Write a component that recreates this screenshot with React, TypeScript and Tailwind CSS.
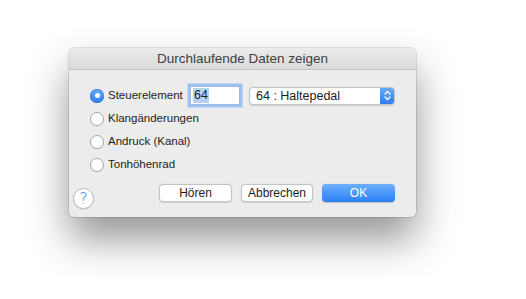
import React from "react";

function Radio({ checked }: { checked?: boolean }) {
  if (checked) {
    return (
      <span className="flex h-[14px] w-[14px] shrink-0 items-center justify-center rounded-full bg-gradient-to-b from-[#6aaaf8] to-[#2f7ff2] shadow-[inset_0_0_0_0.5px_#2c6fd6]">
        <span className="h-[5px] w-[5px] rounded-full bg-white" />
      </span>
    );
  }
  return (
    <span className="h-[14px] w-[14px] shrink-0 rounded-full border border-[#a9a9a9] bg-white shadow-[0_0.5px_0.5px_rgba(0,0,0,0.08)]" />
  );
}

const options = ["Klangänderungen", "Andruck (Kanal)", "Tonhöhenrad"];

export default function App() {
  return (
    <div className="min-h-[299px] w-[526px] bg-white pl-[69px] pt-[48px] text-[11.5px] text-[#1d1d1d] [font-family:'Liberation_Sans',Arial,sans-serif]">
      <div className="w-[347px] overflow-hidden rounded-[5px] bg-[#ececec] shadow-[0_0_0_0.5px_rgba(0,0,0,0.22),0_22px_40px_rgba(0,0,0,0.42)]">
        {/* title bar */}
        <div className="flex h-[22px] items-center justify-center border-b border-[#c4c4c4] bg-gradient-to-b from-[#ececec] to-[#d9d9d9] pt-[1px] text-[13.5px] text-[#404040]">
          Durchlaufende Daten zeigen
        </div>

        <div className="px-[21px] pt-[14px] pb-[8px]">
          <div className="flex h-[23px] items-center">
            <Radio checked />
            <span className="ml-[4px] w-[82px]">Steuerelement</span>
            <div className="flex h-[19px] w-[50px] items-center border border-[#9fb9e3] bg-white pl-[2px] text-[12.5px] shadow-[0_0_0_2.5px_#9cc1f2]">
              <span className="bg-[#b4d3f9] px-[1px] leading-[15px]">64</span>
            </div>
            <div className="ml-[9px] flex h-[18px] w-[146px] overflow-hidden rounded-[4px] border border-[#c3c3c3] bg-white text-[12.5px] shadow-[0_0.5px_1px_rgba(0,0,0,0.12)]">
              <span className="flex-1 pl-[6px] leading-[16px]">64 : Haltepedal</span>
              <span className="flex w-[14px] items-center justify-center bg-gradient-to-b from-[#68a8f8] to-[#2e7cf0]">
                <svg width="7" height="11" viewBox="0 0 7 11" fill="none" stroke="white" strokeWidth="1.3" strokeLinecap="round" strokeLinejoin="round">
                  <path d="M1 4 L3.5 1.5 L6 4" />
                  <path d="M1 7 L3.5 9.5 L6 7" />
                </svg>
              </span>
            </div>
          </div>
          {options.map((o) => (
            <div key={o} className="flex h-[23px] items-center">
              <Radio />
              <span className="ml-[4px]">{o}</span>
            </div>
          ))}

          <div className="mt-[8px] -ml-[17px] flex items-start">
            <div className="mt-[4px] flex h-[21px] w-[21px] items-center justify-center rounded-full border border-[#bdbdbd] bg-white pt-[1px] text-[16px] text-[#3d8bf2] shadow-[0_0.5px_1px_rgba(0,0,0,0.15)] [font-family:'DejaVu_Sans',sans-serif] font-light">
              ?
            </div>
            <div className="ml-auto flex gap-[9px] text-[12px]">
              <button className="h-[18px] w-[73px] rounded-[4px] border border-[#c3c3c3] bg-white leading-[16px] shadow-[0_0.5px_1px_rgba(0,0,0,0.12)]">
                Hören
              </button>
              <button className="h-[18px] w-[72px] rounded-[4px] border border-[#c3c3c3] bg-white leading-[16px] shadow-[0_0.5px_1px_rgba(0,0,0,0.12)]">
                Abbrechen
              </button>
              <button className="h-[18px] w-[73px] rounded-[4px] bg-gradient-to-b from-[#6cb0fa] to-[#2a7ff5] leading-[18px] text-white shadow-[0_0.5px_1px_rgba(0,0,0,0.2)]">
                OK
              </button>
            </div>
          </div>
        </div>
      </div>
    </div>
  );
}
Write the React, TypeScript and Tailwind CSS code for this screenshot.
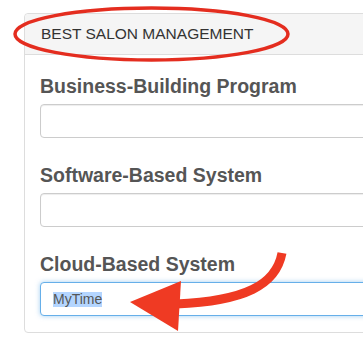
import React from "react";

function Field({ label, value, focused }: { label: string; value?: string; focused?: boolean }) {
  return (
    <div className="mb-[25px] last:mb-0">
      <div className="text-[19.5px] leading-[24px] font-bold text-[#555] mb-[6px]">{label}</div>
      <div
        className={
          "h-[34px] rounded-[4px] border flex items-center pl-[12px] text-[14px] text-[#555] bg-white " +
          (focused
            ? "border-[#66afe9] shadow-[0_0_5px_rgba(102,175,233,0.6)]"
            : "border-[#ccc] shadow-[inset_0_1px_1px_rgba(0,0,0,0.075)]")
        }
      >
        {value ? <span className="bg-[#b4d5fe] leading-[15px]">{value}</span> : null}
      </div>
    </div>
  );
}

export default function App() {
  return (
    <div
      className="relative w-[363px] h-[347px] overflow-hidden bg-white"
      style={{ fontFamily: '"Liberation Sans", Arial, sans-serif' }}
    >
      <div className="pt-[13px] pl-[24px]">
        <div className="w-[420px] border border-[#ddd] rounded-[4px] bg-white">
          <div className="h-[41px] bg-[#f5f5f5] border-b border-[#ddd] flex items-center pl-[16px] text-[15.5px] text-[#333] rounded-t-[4px]">
            BEST SALON MANAGEMENT
          </div>
          <div className="pt-[19px] pb-[16px] pl-[15px]">
            <Field label="Business-Building Program" />
            <Field label="Software-Based System" />
            <Field label="Cloud-Based System" value="MyTime" focused />
          </div>
        </div>
      </div>
      <svg className="absolute inset-0 pointer-events-none" width="363" height="347" viewBox="0 0 363 347">
        <ellipse cx="151.5" cy="34" rx="136.5" ry="26" fill="none" stroke="#e42d1f" strokeWidth="3.5" />
        <path d="M 282 253 C 276 285, 245 301, 176 304" fill="none" stroke="#ef3a23" strokeWidth="9" />
        <polygon points="130,302 181,281 178,331" fill="#ef3a23" />
      </svg>
    </div>
  );
}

━━━━━━━━

Scan the lines for the string "TypeScript". Pick out every line that has it.

Write a component that recreates this screenshot with React, TypeScript and Tailwind CSS.
Write the React, TypeScript and Tailwind CSS code for this screenshot.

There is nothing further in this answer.